Having recently bought the latest The Gold Sovereign Series By M.A. Marsh, I was wondering how accurate would you say their price guide is. I know they are from 2021.

My question, If one particular Sovereign was worth £400 and another £450, would it be correct to assume that these two different dated coins are always minimum £50 apart in price. A £600 coins always worth at least £200 minimum from the £400. 

Would be interested in what others think and if they price their better scarcer coin by the price guide.

Sorry if this has been asked before, but would take too long to back pages after pages.

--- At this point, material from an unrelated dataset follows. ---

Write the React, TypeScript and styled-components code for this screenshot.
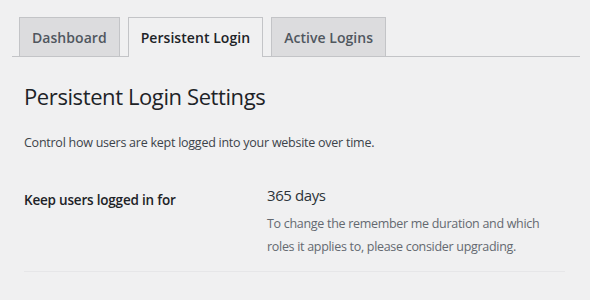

Thanks in advance to anyone who contribute to this thread. I'm sure it will interesting to other fellow members who have not been on the forum for years.

Spyder

I'd say no as the prices are not used as a standard, even take Spink  where a sovereign is listed over bullion in many cases you will not get a premium from a dealer  or even a fellow collector unless its a numismatic rarity.  You need to remember theres 4 prices for everything

1 what the seller would like to get  2 what the seller is likely to get in reality from a fellow collector/3rd party peer to peer etc 3, what a dealer will pay , 4 what the dealer will list the coin at retail.  

1, £600 , 2 £450, 3, intrinsic or just over, 4 £750 this is just an arbitrary example.   Anyone can list a coin for any amount  ultimately the free market dictates the price.